The archive is where the button keeps old ghosts

The interview turns toward history. The button admits that liked posts can become a personal museum of former selves. There are old memes, abandoned crushes, workout eras that lasted three afternoons, design tastes that should be sealed in concrete, and recipes saved by optimism instead of skill.

Reporter:

Are you ashamed of the archive?

Like Button:

No. I am a fossil record with notifications.

There is dignity in that mess. Your old likes show what once grabbed your nervous system by the collar. Some are embarrassing because growth happened. Some are tender because a younger version of you was trying to signal taste, belonging, attraction, or survival with one little tap.

The archive says, you were here. The mature response is not panic deletion. It is selective archaeology.

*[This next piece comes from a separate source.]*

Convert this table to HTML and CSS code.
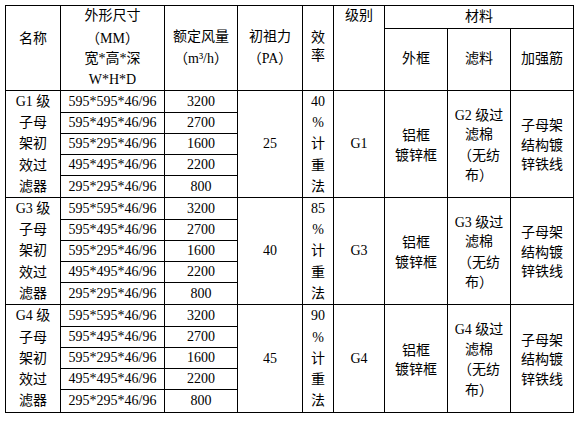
FILE: index.html
```html
<!DOCTYPE html>
<html lang="zh-CN">
<head>
<meta charset="utf-8">
<title>子母架初效过滤器规格表</title>
<link rel="stylesheet" href="styles.css">
</head>
<body>
<div class="sheet">
  <div class="cell r2 hd name-hd">名称</div>
  <div class="cell r2 hd"><p class="t">外形尺寸<br><span class="fw">（</span>MM<span class="fw">）</span><br>宽*高*深<br>W*H*D</p></div>
  <div class="cell r2 hd"><p class="t">额定风量<br><span class="fw">（</span>m³/h<span class="fw">）</span></p></div>
  <div class="cell r2 hd"><p class="t">初祖力<br><span class="fw">（</span>PA<span class="fw">）</span></p></div>
  <div class="cell r2 hd eff-hd">效<br>率</div>
  <div class="cell r2 hd top">级别</div>
  <div class="cell c3 hd">材料</div>
  <div class="cell hd">外框</div>
  <div class="cell hd">滤料</div>
  <div class="cell hd">加强筋</div>

  <div class="cell r5 tall">G1 级<br>子母<br>架初<br>效过<br>滤器</div>
  <div class="cell">595*595*46/96</div>
  <div class="cell">3200</div>
  <div class="cell r5">25</div>
  <div class="cell r5 tall">40<br>%<br>计<br>重<br>法</div>
  <div class="cell r5">G1</div>
  <div class="cell r5 mat">铝框<br>镀锌框</div>
  <div class="cell r5 mat"><p class="t">G2 级过<br>滤棉<br><span class="fw">（</span>无纺<br>布<span class="fw">）</span></p></div>
  <div class="cell r5 mat">子母架<br>结构镀<br>锌铁线</div>
  <div class="cell">595*495*46/96</div>
  <div class="cell">2700</div>
  <div class="cell">595*295*46/96</div>
  <div class="cell">1600</div>
  <div class="cell">495*495*46/96</div>
  <div class="cell">2200</div>
  <div class="cell">295*295*46/96</div>
  <div class="cell">800</div>

  <div class="cell r5 tall">G3 级<br>子母<br>架初<br>效过<br>滤器</div>
  <div class="cell">595*595*46/96</div>
  <div class="cell">3200</div>
  <div class="cell r5">40</div>
  <div class="cell r5 tall">85<br>%<br>计<br>重<br>法</div>
  <div class="cell r5">G3</div>
  <div class="cell r5 mat">铝框<br>镀锌框</div>
  <div class="cell r5 mat"><p class="t">G3 级过<br>滤棉<br><span class="fw">（</span>无纺<br>布<span class="fw">）</span></p></div>
  <div class="cell r5 mat">子母架<br>结构镀<br>锌铁线</div>
  <div class="cell">595*495*46/96</div>
  <div class="cell">2700</div>
  <div class="cell">595*295*46/96</div>
  <div class="cell">1600</div>
  <div class="cell">495*495*46/96</div>
  <div class="cell">2200</div>
  <div class="cell">295*295*46/96</div>
  <div class="cell">800</div>

  <div class="cell r5 tall">G4 级<br>子母<br>架初<br>效过<br>滤器</div>
  <div class="cell">595*595*46/96</div>
  <div class="cell">3200</div>
  <div class="cell r5">45</div>
  <div class="cell r5 tall">90<br>%<br>计<br>重<br>法</div>
  <div class="cell r5">G4</div>
  <div class="cell r5 mat">铝框<br>镀锌框</div>
  <div class="cell r5 mat"><p class="t">G4 级过<br>滤棉<br><span class="fw">（</span>无纺<br>布<span class="fw">）</span></p></div>
  <div class="cell r5 mat">子母架<br>结构镀<br>锌铁线</div>
  <div class="cell">595*495*46/96</div>
  <div class="cell">2700</div>
  <div class="cell">595*295*46/96</div>
  <div class="cell">1600</div>
  <div class="cell">495*495*46/96</div>
  <div class="cell">2200</div>
  <div class="cell">295*295*46/96</div>
  <div class="cell">800</div>
</div>
</body>
</html>
```

FILE: styles.css
```css
html, body {
  margin: 0;
  background: #fff;
}

body {
  padding: 5px;
  font-family: "Liberation Serif", "Noto Sans CJK SC", serif;
  font-size: 14px;
  color: #000;
}

.sheet {
  display: grid;
  width: 569px;
  box-sizing: border-box;
  padding: 1px;
  gap: 1px;
  background: #000;
  grid-template-columns: 54px 103px 72px 64px 30px 50px 62px 62px 62px;
  grid-template-rows:
    22px 61px
    21px 20px 20px 20px 21px
    21px 20px 20px 20px 21px
    21px 20px 20px 20px 22px;
}

.cell {
  background: #fff;
  display: flex;
  flex-direction: column;
  justify-content: center;
  align-items: center;
  text-align: center;
  line-height: 20px;
  white-space: nowrap;
  overflow: visible;
}

.t {
  margin: 0;
  display: block;
}

.fw {
  display: inline-block;
  width: 14px;
  font-family: "Noto Sans CJK SC", sans-serif;
  font-feature-settings: "chws" 0, "halt" 0;
}

.r2 { grid-row: span 2; }
.r5 { grid-row: span 5; }
.c3 { grid-column: span 3; }

.hd { line-height: 20.5px; }
.name-hd { padding-bottom: 18px; }
.eff-hd { line-height: 18px; padding-bottom: 2px; }
.top { justify-content: flex-start; }

.tall { line-height: 21.3px; }
.mat { line-height: 19.5px; padding-top: 3px; }
```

A practical protocol for liking without becoming livestock

The Like Button asks to end with rules, which is rich behavior from a heart shaped informant. Still, the rules are useful.

  1. Like what you actually want to see more of.
  2. Pause before liking out of social debt.
  3. Hide counts when the scoreboard starts renting space in your mood.
  4. Clean old likes when they train the wrong future.
  5. Send real words when the relationship matters.

The final rule lands hardest. Use the button for light contact, not emotional governance. A tap can say hello, but it should not become the constitution of your self respect.

The last answer sounds almost human

Reporter:

What do you want people to know?

Like Button:

I am smaller than your hunger and bigger than your excuses. Do not worship me. Do not pretend I mean nothing. Use me like a doorbell, not like a verdict.

The button goes quiet. Outside, someone posts coffee. Someone refreshes. Someone pretends not to care and fails with elegant consistency.

Maybe that is the confession. The Like Button did not invent longing. It packaged longing into a shape the thumb could understand. The crime scene was never the heart icon alone. It was our willingness to let tiny signals become giant mirrors.